:: STATED TASK ::
Drop every picture, then transcribe the remaining data exactly.

:: DATA SECTION ::
- - -
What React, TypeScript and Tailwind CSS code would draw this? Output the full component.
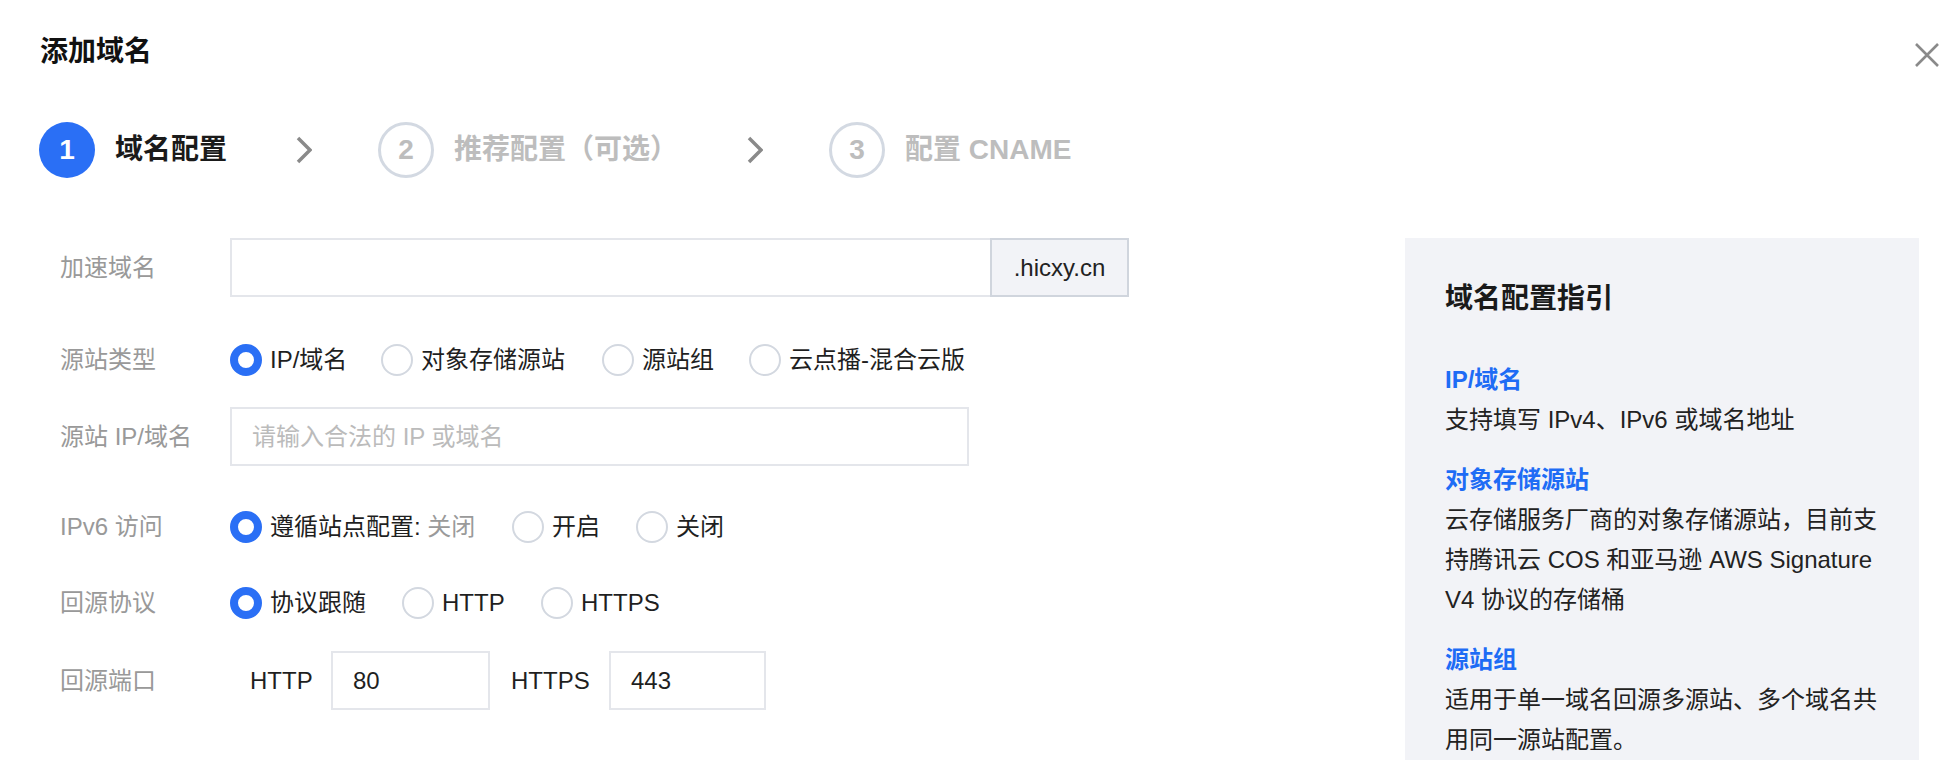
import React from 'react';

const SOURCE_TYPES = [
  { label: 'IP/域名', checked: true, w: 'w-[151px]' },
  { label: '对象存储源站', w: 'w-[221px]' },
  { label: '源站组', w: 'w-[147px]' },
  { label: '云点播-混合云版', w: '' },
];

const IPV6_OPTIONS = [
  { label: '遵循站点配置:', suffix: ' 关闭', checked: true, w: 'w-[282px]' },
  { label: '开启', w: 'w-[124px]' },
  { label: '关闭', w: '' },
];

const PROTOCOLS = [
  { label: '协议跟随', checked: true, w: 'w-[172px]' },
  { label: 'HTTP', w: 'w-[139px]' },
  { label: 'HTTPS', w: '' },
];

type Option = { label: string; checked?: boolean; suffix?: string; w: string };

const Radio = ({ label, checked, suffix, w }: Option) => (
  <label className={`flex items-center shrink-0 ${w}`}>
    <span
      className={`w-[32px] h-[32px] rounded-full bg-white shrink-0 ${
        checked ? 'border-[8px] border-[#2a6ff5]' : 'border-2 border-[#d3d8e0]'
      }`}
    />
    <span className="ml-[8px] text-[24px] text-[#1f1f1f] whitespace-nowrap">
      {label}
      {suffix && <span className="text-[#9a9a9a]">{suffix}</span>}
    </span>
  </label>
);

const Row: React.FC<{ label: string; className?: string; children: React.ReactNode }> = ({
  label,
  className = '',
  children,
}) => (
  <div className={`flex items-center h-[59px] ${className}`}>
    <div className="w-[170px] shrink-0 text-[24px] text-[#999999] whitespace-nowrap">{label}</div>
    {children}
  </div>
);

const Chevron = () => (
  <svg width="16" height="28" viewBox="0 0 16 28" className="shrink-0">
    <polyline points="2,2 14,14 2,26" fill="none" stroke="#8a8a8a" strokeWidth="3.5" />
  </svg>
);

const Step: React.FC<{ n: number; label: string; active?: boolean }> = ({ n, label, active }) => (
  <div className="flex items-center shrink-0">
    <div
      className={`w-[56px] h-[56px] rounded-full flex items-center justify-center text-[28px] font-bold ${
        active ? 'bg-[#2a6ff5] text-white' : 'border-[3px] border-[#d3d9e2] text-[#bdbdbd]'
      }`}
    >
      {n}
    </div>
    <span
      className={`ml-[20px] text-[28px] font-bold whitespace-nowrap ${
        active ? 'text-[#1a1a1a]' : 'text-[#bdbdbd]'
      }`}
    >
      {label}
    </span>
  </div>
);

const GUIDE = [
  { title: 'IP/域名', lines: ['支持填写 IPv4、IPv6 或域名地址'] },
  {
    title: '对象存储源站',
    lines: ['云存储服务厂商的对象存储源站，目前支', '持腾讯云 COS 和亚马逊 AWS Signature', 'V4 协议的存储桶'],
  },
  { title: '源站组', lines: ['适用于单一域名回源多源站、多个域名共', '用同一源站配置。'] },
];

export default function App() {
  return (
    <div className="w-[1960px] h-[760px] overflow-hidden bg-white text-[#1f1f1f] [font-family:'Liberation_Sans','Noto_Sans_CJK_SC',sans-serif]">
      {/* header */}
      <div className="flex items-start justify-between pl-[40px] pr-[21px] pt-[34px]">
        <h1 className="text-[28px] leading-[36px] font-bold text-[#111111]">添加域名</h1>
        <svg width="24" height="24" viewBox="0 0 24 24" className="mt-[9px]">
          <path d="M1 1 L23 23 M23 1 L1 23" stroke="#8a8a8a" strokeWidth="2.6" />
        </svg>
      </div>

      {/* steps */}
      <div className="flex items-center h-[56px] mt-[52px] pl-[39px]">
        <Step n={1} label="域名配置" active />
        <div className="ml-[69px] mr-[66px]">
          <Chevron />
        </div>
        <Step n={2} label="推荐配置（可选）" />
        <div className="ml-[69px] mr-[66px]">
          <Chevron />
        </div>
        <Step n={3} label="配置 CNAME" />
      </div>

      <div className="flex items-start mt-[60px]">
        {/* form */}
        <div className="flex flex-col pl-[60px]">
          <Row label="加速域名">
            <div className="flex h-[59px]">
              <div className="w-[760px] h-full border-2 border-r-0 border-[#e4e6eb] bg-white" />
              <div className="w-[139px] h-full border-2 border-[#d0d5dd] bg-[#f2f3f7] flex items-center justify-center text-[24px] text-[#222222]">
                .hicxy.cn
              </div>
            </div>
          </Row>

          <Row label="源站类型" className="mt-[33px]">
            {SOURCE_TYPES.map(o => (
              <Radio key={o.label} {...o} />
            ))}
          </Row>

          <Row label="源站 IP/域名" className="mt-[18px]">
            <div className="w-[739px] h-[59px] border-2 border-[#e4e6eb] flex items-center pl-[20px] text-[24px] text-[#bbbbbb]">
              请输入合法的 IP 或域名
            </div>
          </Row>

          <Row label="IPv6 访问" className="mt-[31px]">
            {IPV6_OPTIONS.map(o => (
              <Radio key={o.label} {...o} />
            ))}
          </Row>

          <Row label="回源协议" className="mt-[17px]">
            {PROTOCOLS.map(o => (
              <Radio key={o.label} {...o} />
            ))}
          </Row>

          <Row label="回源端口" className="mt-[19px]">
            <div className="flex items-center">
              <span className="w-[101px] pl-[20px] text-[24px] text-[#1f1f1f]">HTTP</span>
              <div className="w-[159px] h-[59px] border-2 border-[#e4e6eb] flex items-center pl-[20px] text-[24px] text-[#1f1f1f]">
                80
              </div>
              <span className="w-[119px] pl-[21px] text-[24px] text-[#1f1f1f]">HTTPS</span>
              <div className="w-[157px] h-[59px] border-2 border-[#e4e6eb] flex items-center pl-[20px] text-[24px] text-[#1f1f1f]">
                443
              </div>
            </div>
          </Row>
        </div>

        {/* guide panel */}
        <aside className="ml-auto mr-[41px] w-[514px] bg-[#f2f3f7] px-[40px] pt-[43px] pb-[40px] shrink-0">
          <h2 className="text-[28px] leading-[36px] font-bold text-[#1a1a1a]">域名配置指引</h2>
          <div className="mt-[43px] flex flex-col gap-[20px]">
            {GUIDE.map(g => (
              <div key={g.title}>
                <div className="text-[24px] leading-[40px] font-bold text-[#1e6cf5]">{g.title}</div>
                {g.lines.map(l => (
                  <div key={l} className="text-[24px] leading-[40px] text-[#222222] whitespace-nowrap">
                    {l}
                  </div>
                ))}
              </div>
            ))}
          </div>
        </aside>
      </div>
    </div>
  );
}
- - -
:: RESPONSE TO THE EXERCISE ::
What React, TypeScript and Tailwind CSS code would draw this? Output the full component.
import React from 'react';

const SOURCE_TYPES = [
  { label: 'IP/域名', checked: true, w: 'w-[151px]' },
  { label: '对象存储源站', w: 'w-[221px]' },
  { label: '源站组', w: 'w-[147px]' },
  { label: '云点播-混合云版', w: '' },
];

const IPV6_OPTIONS = [
  { label: '遵循站点配置:', suffix: ' 关闭', checked: true, w: 'w-[282px]' },
  { label: '开启', w: 'w-[124px]' },
  { label: '关闭', w: '' },
];

const PROTOCOLS = [
  { label: '协议跟随', checked: true, w: 'w-[172px]' },
  { label: 'HTTP', w: 'w-[139px]' },
  { label: 'HTTPS', w: '' },
];

type Option = { label: string; checked?: boolean; suffix?: string; w: string };

const Radio = ({ label, checked, suffix, w }: Option) => (
  <label className={`flex items-center shrink-0 ${w}`}>
    <span
      className={`w-[32px] h-[32px] rounded-full bg-white shrink-0 ${
        checked ? 'border-[8px] border-[#2a6ff5]' : 'border-2 border-[#d3d8e0]'
      }`}
    />
    <span className="ml-[8px] text-[24px] text-[#1f1f1f] whitespace-nowrap">
      {label}
      {suffix && <span className="text-[#9a9a9a]">{suffix}</span>}
    </span>
  </label>
);

const Row: React.FC<{ label: string; className?: string; children: React.ReactNode }> = ({
  label,
  className = '',
  children,
}) => (
  <div className={`flex items-center h-[59px] ${className}`}>
    <div className="w-[170px] shrink-0 text-[24px] text-[#999999] whitespace-nowrap">{label}</div>
    {children}
  </div>
);

const Chevron = () => (
  <svg width="16" height="28" viewBox="0 0 16 28" className="shrink-0">
    <polyline points="2,2 14,14 2,26" fill="none" stroke="#8a8a8a" strokeWidth="3.5" />
  </svg>
);

const Step: React.FC<{ n: number; label: string; active?: boolean }> = ({ n, label, active }) => (
  <div className="flex items-center shrink-0">
    <div
      className={`w-[56px] h-[56px] rounded-full flex items-center justify-center text-[28px] font-bold ${
        active ? 'bg-[#2a6ff5] text-white' : 'border-[3px] border-[#d3d9e2] text-[#bdbdbd]'
      }`}
    >
      {n}
    </div>
    <span
      className={`ml-[20px] text-[28px] font-bold whitespace-nowrap ${
        active ? 'text-[#1a1a1a]' : 'text-[#bdbdbd]'
      }`}
    >
      {label}
    </span>
  </div>
);

const GUIDE = [
  { title: 'IP/域名', lines: ['支持填写 IPv4、IPv6 或域名地址'] },
  {
    title: '对象存储源站',
    lines: ['云存储服务厂商的对象存储源站，目前支', '持腾讯云 COS 和亚马逊 AWS Signature', 'V4 协议的存储桶'],
  },
  { title: '源站组', lines: ['适用于单一域名回源多源站、多个域名共', '用同一源站配置。'] },
];

export default function App() {
  return (
    <div className="w-[1960px] h-[760px] overflow-hidden bg-white text-[#1f1f1f] [font-family:'Liberation_Sans','Noto_Sans_CJK_SC',sans-serif]">
      {/* header */}
      <div className="flex items-start justify-between pl-[40px] pr-[21px] pt-[34px]">
        <h1 className="text-[28px] leading-[36px] font-bold text-[#111111]">添加域名</h1>
        <svg width="24" height="24" viewBox="0 0 24 24" className="mt-[9px]">
          <path d="M1 1 L23 23 M23 1 L1 23" stroke="#8a8a8a" strokeWidth="2.6" />
        </svg>
      </div>

      {/* steps */}
      <div className="flex items-center h-[56px] mt-[52px] pl-[39px]">
        <Step n={1} label="域名配置" active />
        <div className="ml-[69px] mr-[66px]">
          <Chevron />
        </div>
        <Step n={2} label="推荐配置（可选）" />
        <div className="ml-[69px] mr-[66px]">
          <Chevron />
        </div>
        <Step n={3} label="配置 CNAME" />
      </div>

      <div className="flex items-start mt-[60px]">
        {/* form */}
        <div className="flex flex-col pl-[60px]">
          <Row label="加速域名">
            <div className="flex h-[59px]">
              <div className="w-[760px] h-full border-2 border-r-0 border-[#e4e6eb] bg-white" />
              <div className="w-[139px] h-full border-2 border-[#d0d5dd] bg-[#f2f3f7] flex items-center justify-center text-[24px] text-[#222222]">
                .hicxy.cn
              </div>
            </div>
          </Row>

          <Row label="源站类型" className="mt-[33px]">
            {SOURCE_TYPES.map(o => (
              <Radio key={o.label} {...o} />
            ))}
          </Row>

          <Row label="源站 IP/域名" className="mt-[18px]">
            <div className="w-[739px] h-[59px] border-2 border-[#e4e6eb] flex items-center pl-[20px] text-[24px] text-[#bbbbbb]">
              请输入合法的 IP 或域名
            </div>
          </Row>

          <Row label="IPv6 访问" className="mt-[31px]">
            {IPV6_OPTIONS.map(o => (
              <Radio key={o.label} {...o} />
            ))}
          </Row>

          <Row label="回源协议" className="mt-[17px]">
            {PROTOCOLS.map(o => (
              <Radio key={o.label} {...o} />
            ))}
          </Row>

          <Row label="回源端口" className="mt-[19px]">
            <div className="flex items-center">
              <span className="w-[101px] pl-[20px] text-[24px] text-[#1f1f1f]">HTTP</span>
              <div className="w-[159px] h-[59px] border-2 border-[#e4e6eb] flex items-center pl-[20px] text-[24px] text-[#1f1f1f]">
                80
              </div>
              <span className="w-[119px] pl-[21px] text-[24px] text-[#1f1f1f]">HTTPS</span>
              <div className="w-[157px] h-[59px] border-2 border-[#e4e6eb] flex items-center pl-[20px] text-[24px] text-[#1f1f1f]">
                443
              </div>
            </div>
          </Row>
        </div>

        {/* guide panel */}
        <aside className="ml-auto mr-[41px] w-[514px] bg-[#f2f3f7] px-[40px] pt-[43px] pb-[40px] shrink-0">
          <h2 className="text-[28px] leading-[36px] font-bold text-[#1a1a1a]">域名配置指引</h2>
          <div className="mt-[43px] flex flex-col gap-[20px]">
            {GUIDE.map(g => (
              <div key={g.title}>
                <div className="text-[24px] leading-[40px] font-bold text-[#1e6cf5]">{g.title}</div>
                {g.lines.map(l => (
                  <div key={l} className="text-[24px] leading-[40px] text-[#222222] whitespace-nowrap">
                    {l}
                  </div>
                ))}
              </div>
            ))}
          </div>
        </aside>
      </div>
    </div>
  );
}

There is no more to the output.